Your job? Channel your inner Colombo. Talk to employees, customers, and even competitors. If something smells fishy, it probably is.
3. The Operations Are Held Together by Duct Tape
Imagine buying a car, and the owner says, “It’s a great ride, but don’t touch the steering wheel, brakes, or accelerator.” That’s what you’re walking into if a business has operational red flags.
- Key Person Dependency: If the owner or one wizard employee holds the whole business together, what happens when they leave?
- Turnover Chaos: High employee turnover? That’s the business equivalent of smoke — there’s probably a fire somewhere.
- Equipment from the Jurassic Era: If the machinery looks like it belongs in a museum, you’ll be writing big checks to replace it.
Solution? Get an operational audit, and if possible, spend some time on-site. See how the sausage gets made.
4. One Client Rules Them All
Here’s a scary scenario: 80% of the revenue comes from one client. Now, what happens if that client wakes up one day and decides to ghost? That’s right, disaster.
Other signs of trouble:
- Declining sales trends — bad sign.
- No repeat customers — worse sign.
- Complaints about quality or service — worst sign.
Diversification isn’t just for your stock portfolio — it’s crucial for small businesses, too.
5. Reputation: The Business’s Skeleton Closet
Reputation is everything. Bad Yelp reviews, unresolved legal drama, or a generally sketchy vibe can make even the most profitable business a nightmare to run.
And don’t forget to zoom out:
- Is the industry shrinking? You don’t want to be the proud owner of the last Blockbuster store.
- What’s the competition doing? If all the competitors are moving to online platforms and your target is stuck in 1995, that’s a problem.
Do your homework. Talk to customers, read reviews, and stalk, uh I mean research, the business online.
6. Legal Landmines
You don’t want to buy a lawsuit. Or two. Or ten. Yet, legal issues are the cockroaches of business acquisitions — they’re always hiding somewhere.
Watch for:
- Pending Lawsuits: Intellectual property disputes, employment conflicts, or environmental issues can drain your bank account.
- Missing Documents: Licenses, permits, contracts — if they’re incomplete or outdated, you’re in for a headache.
Hire a lawyer.
7. Valuation: The Banana Peel of Deal-Making
Sellers will always tell you their business is worth a fortune. And sometimes, that’s true. Other times, they’re basing the valuation on hopes, dreams, and pixie dust.
Before you pay up, get a second opinion. Bring in an independent appraiser who isn’t emotionally invested in the deal.

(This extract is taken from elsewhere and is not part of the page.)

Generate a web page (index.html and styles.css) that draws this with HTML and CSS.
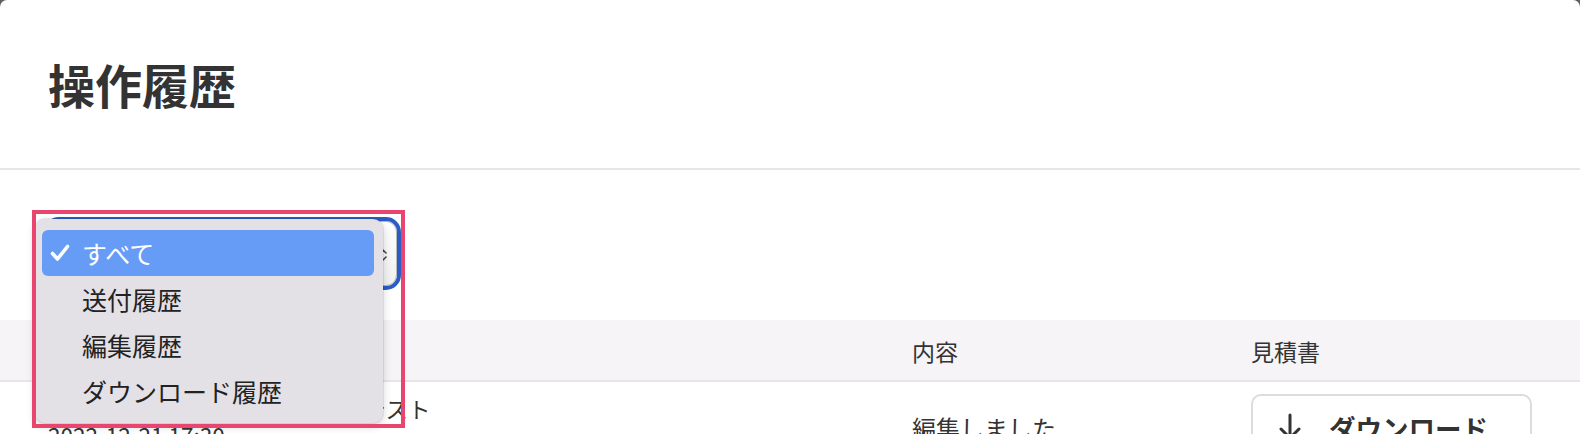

8. You’re Not the Right Buyer
Sometimes, the biggest red flag isn’t the business — it’s you.
Ask yourself:
- Does this fit my skills? If you’ve never worked in the food industry, buying a restaurant might not be the best idea.

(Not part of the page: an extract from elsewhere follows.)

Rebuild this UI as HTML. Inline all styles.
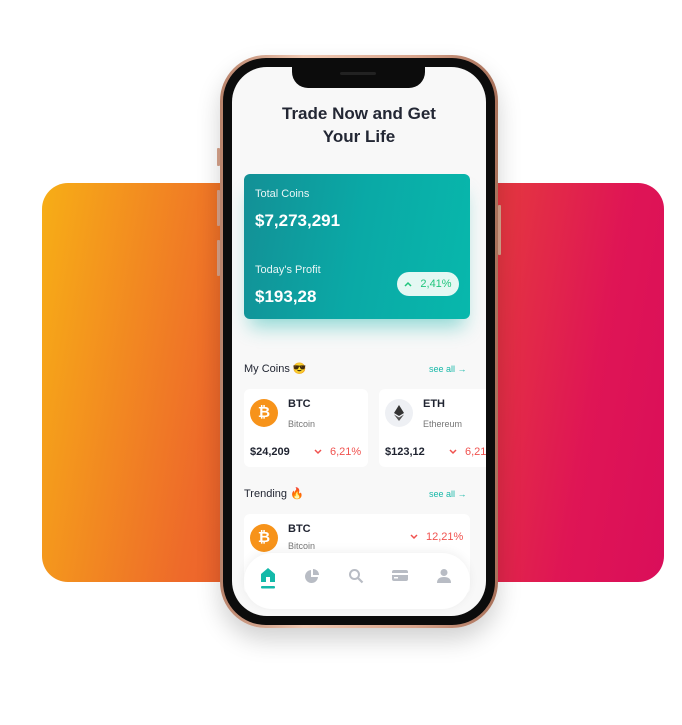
<!DOCTYPE html>
<html><head><meta charset="utf-8"><style>
*{margin:0;padding:0;box-sizing:border-box}
body{width:682px;height:725px;background:#fff;position:relative;overflow:hidden;font-family:"Liberation Sans",sans-serif}
.bg{position:absolute;left:42px;top:183px;width:622px;height:399px;border-radius:26px;background:linear-gradient(100deg,#f7ae16 0%,#ee6a2a 30%,#e64338 60%,#df1555 85%,#da0e5a 100%)}
.phone{position:absolute;left:220px;top:55px;width:278px;height:573px;border-radius:46px;background:linear-gradient(90deg,#b8826a,#f0c9b3 30%,#d8a48c 70%,#a8715a);padding:3px;box-shadow:0 12px 24px rgba(0,0,0,.18)}
.bezel{width:100%;height:100%;border-radius:43px;background:#0c0c0c;padding:9px}
.screen{position:relative;width:100%;height:100%;border-radius:35px;background:#f8f8f8;overflow:hidden}
.btn{position:absolute;background:#d8a48c;width:3px;border-radius:1px}
.notch{position:absolute;left:60px;top:0;width:133px;height:21px;background:#0c0c0c;border-radius:0 0 16px 16px;z-index:3}
.notch:after{content:"";position:absolute;left:48px;top:5px;width:36px;height:3px;border-radius:2px;background:#222}
.t{position:absolute;color:#1f2330;white-space:nowrap}
.title{left:0;width:100%;top:35px;text-align:center;font-size:17px;font-weight:bold;line-height:23px;color:#232734}
.card{position:absolute;left:12px;top:107px;width:226px;height:145px;border-radius:6px;background:linear-gradient(100deg,#139096 0%,#0aa9a6 50%,#08b8ac 100%);box-shadow:0 14px 18px -6px rgba(20,180,170,.45);color:#fff}
.card div{position:absolute;white-space:nowrap}
.pill{left:153px;top:98px;width:62px;height:24px;border-radius:12px;background:#e4f8f3;color:#20c57c;font-size:11px;line-height:24px;text-align:center}
.mini{position:absolute;background:#fff;border-radius:6px}
.coin{position:absolute;width:28px;height:28px;border-radius:50%;background:#f7931a;color:#fff;font-weight:bold;font-size:15px;text-align:center;line-height:28px}
.red{color:#f0524f}
.nav{position:absolute;left:12px;top:486px;width:226px;height:56px;border-radius:28px;background:#fff;box-shadow:0 -2px 10px rgba(0,0,0,.06)}
.chev{display:inline-block;vertical-align:middle;margin-right:8px}
</style></head><body>
<div class="bg"></div>
<div class="btn" style="left:217px;top:148px;height:18px"></div>
<div class="btn" style="left:217px;top:190px;height:36px"></div>
<div class="btn" style="left:217px;top:240px;height:36px"></div>
<div class="btn" style="left:498px;top:205px;height:50px"></div>
<div class="phone"><div class="bezel"><div class="screen">
<div class="notch"></div>
<div class="t title">Trade Now and Get<br>Your Life</div>
<div class="card">
<div style="left:11px;top:14px;font-size:11px;opacity:.9">Total Coins</div>
<div style="left:11px;top:37px;font-size:17px;font-weight:bold">$7,273,291</div>
<div style="left:11px;top:90px;font-size:11px;opacity:.9">Today's Profit</div>
<div style="left:11px;top:113px;font-size:17px;font-weight:bold">$193,28</div>
<div class="pill"><svg class="chev" width="8" height="6" viewBox="0 0 8 6"><path d="M1 5 L4 2 L7 5" fill="none" stroke="#20c57c" stroke-width="1.5"/></svg>2,41%</div>
</div>
<div class="t" style="left:12px;top:295px;font-size:11px">My Coins 😎</div>
<div class="t" style="left:197px;top:297px;font-size:9px;color:#18b8a8">see all →</div>
<div class="mini" style="left:12px;top:322px;width:124px;height:78px"></div>
<div class="mini" style="left:147px;top:322px;width:124px;height:78px"></div>
<div class="coin" style="left:18px;top:332px">₿</div>
<div class="t" style="left:56px;top:331px;font-size:11px;font-weight:bold">BTC</div>
<div class="t" style="left:56px;top:352px;font-size:9px;color:#777">Bitcoin</div>
<div class="t" style="left:18px;top:379px;font-size:11px;font-weight:bold">$24,209</div>
<div class="t red" style="left:82px;top:379px;font-size:11px"><svg class="chev" width="8" height="6" viewBox="0 0 8 6"><path d="M1 1 L4 4 L7 1" fill="none" stroke="#f0524f" stroke-width="1.5"/></svg>6,21%</div>
<div style="position:absolute;left:153px;top:332px;width:28px;height:28px;border-radius:50%;background:#eef0f4"><svg width="28" height="28" viewBox="0 0 28 28"><path d="M14 6 L19 14 L14 17 L9 14Z" fill="#333"/><path d="M14 18.5 L19 15.5 L14 22 L9 15.5Z" fill="#555"/></svg></div>
<div class="t" style="left:191px;top:331px;font-size:11px;font-weight:bold">ETH</div>
<div class="t" style="left:191px;top:352px;font-size:9px;color:#777">Ethereum</div>
<div class="t" style="left:153px;top:379px;font-size:11px;font-weight:bold">$123,12</div>
<div class="t red" style="left:217px;top:379px;font-size:11px"><svg class="chev" width="8" height="6" viewBox="0 0 8 6"><path d="M1 1 L4 4 L7 1" fill="none" stroke="#f0524f" stroke-width="1.5"/></svg>6,21%</div>
<div class="t" style="left:12px;top:420px;font-size:11px">Trending 🔥</div>
<div class="t" style="left:197px;top:422px;font-size:9px;color:#18b8a8">see all →</div>
<div class="mini" style="left:12px;top:447px;width:226px;height:80px"></div>
<div class="coin" style="left:18px;top:457px">₿</div>
<div class="t" style="left:56px;top:456px;font-size:11px;font-weight:bold">BTC</div>
<div class="t" style="left:56px;top:474px;font-size:9px;color:#777">Bitcoin</div>
<div class="t red" style="left:178px;top:464px;font-size:11px"><svg class="chev" width="8" height="6" viewBox="0 0 8 6"><path d="M1 1 L4 4 L7 1" fill="none" stroke="#f0524f" stroke-width="1.5"/></svg>12,21%</div>
<div class="t" style="left:56px;top:531px;font-size:9px;color:#777">Revain</div>
<div class="nav">
<svg style="position:absolute;left:16px;top:14px" width="16" height="22" viewBox="0 0 16 22"><path d="M8 1 L15 7 V15 H1 V7Z" fill="#13b9a9"/><rect x="6" y="10" width="4" height="5" fill="#fff"/><rect x="1" y="19" width="14" height="2.5" rx="1" fill="#13b9a9"/></svg>
<svg style="position:absolute;left:60px;top:15px" width="16" height="16" viewBox="0 0 16 16"><path d="M7 2 A6.5 6.5 0 1 0 14 9 H7Z" fill="#b8bcc4"/><path d="M9 1 A6 6 0 0 1 15 7 H9Z" fill="#b8bcc4"/></svg>
<svg style="position:absolute;left:104px;top:15px" width="16" height="16" viewBox="0 0 16 16"><circle cx="6.5" cy="6.5" r="4.5" fill="none" stroke="#b8bcc4" stroke-width="2"/><path d="M10 10 L14.5 14.5" stroke="#b8bcc4" stroke-width="2.2"/></svg>
<svg style="position:absolute;left:148px;top:16px" width="16" height="13" viewBox="0 0 16 13"><rect x="0" y="1" width="16" height="11" rx="2" fill="#b8bcc4"/><rect x="0" y="4" width="16" height="2" fill="#fff"/><rect x="2" y="8" width="4" height="1.5" fill="#fff"/></svg>
<svg style="position:absolute;left:193px;top:15px" width="14" height="16" viewBox="0 0 14 16"><circle cx="7" cy="4.5" r="3.5" fill="#b8bcc4"/><path d="M0 15 Q0 9 7 9 Q14 9 14 15Z" fill="#b8bcc4"/></svg>
</div>
</div></div></div>
</body></html>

- Can I grow this thing? If the market is saturated or there’s no clear growth path, you might be buying a headache instead of an opportunity.
The Golden Rule of Acquisitions
Business acquisitions are kind of like a first date — exciting, nerve-wracking, and full of potential. But don’t let your enthusiasm blind you to the warning signs. Red flags are there for a reason: to protect you from buyer’s remorse.
So, take your time. Ask the tough questions. Bring in experts. And when in doubt, walk away. Because the only thing worse than missing out on a deal is signing up for one that eats you alive, leaving you curled up in the fetal position on the floor.